Civil rights movement in South Africa (1893–1914)
Gandhi was 24 when he arrived in South Africa to work as a legal representative for the Muslim Indian Traders based in the city of Pretoria. He spent 21 years in South Africa, where he developed his political views, ethics and political leadership skills. In South Africa were led by wealthy Muslims, who employed Gandhi as a lawyer, and by impoverished Hindu indentured laborers with very limited rights. Gandhi considered them all to be Indians, taking a lifetime view that "Indianness" transcended religion and caste. He believed he could bridge historic differences, especially regarding religion, and he took that belief back to India where he tried to implement it. The South African experience exposed handicaps to Gandhi that he had not known about. He realised he was out of contact with the enormous complexities of religious and cultural life in India, and believed he understood India by getting to know and leading Indians in South Africa.

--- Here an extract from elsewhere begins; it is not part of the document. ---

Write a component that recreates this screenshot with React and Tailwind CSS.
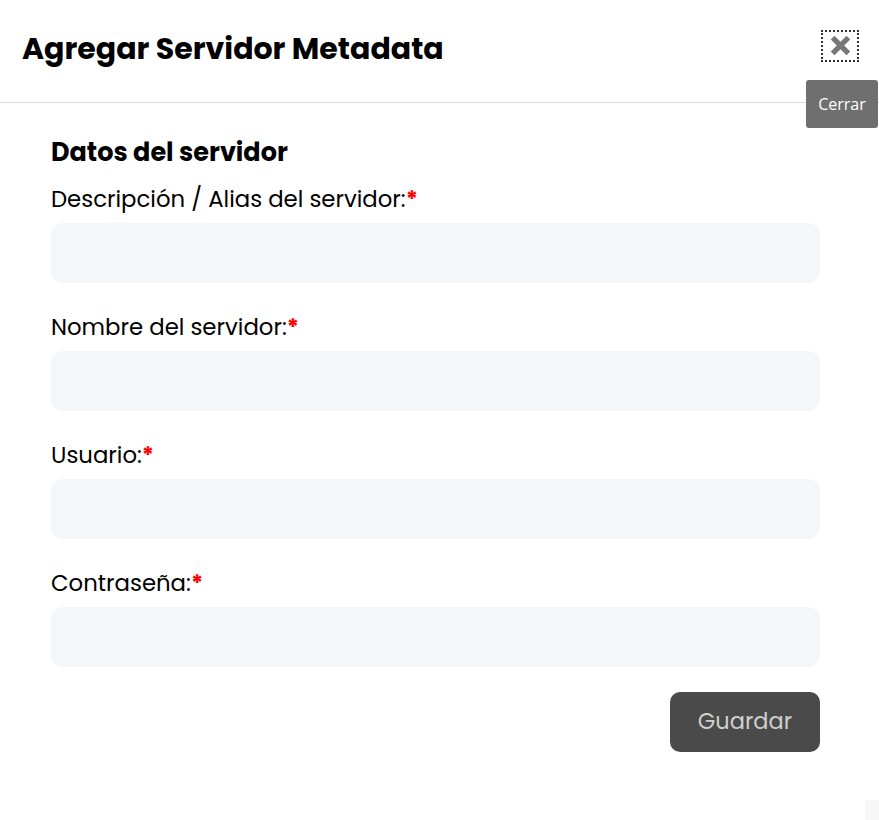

In South Africa, Gandhi faced the discrimination directed at all coloured people. He was thrown off a train at Pietermaritzburg after refusing to move from the first-class. He protested and was allowed on first class the next day. Travelling farther on by stagecoach, he was beaten by a driver for refusing to move to make room for a European passenger. He suffered other hardships on the journey as well, including being barred from several hotels. In another incident, the magistrate of a Durban court ordered Gandhi to remove his turban, which he refused to do.
These events were a turning point in Gandhi's life and shaped his social activism and awakened him to social injustice. After witnessing racism, prejudice and injustice against Indians in South Africa, Gandhi began to question his place in society and his people's standing in the British Empire.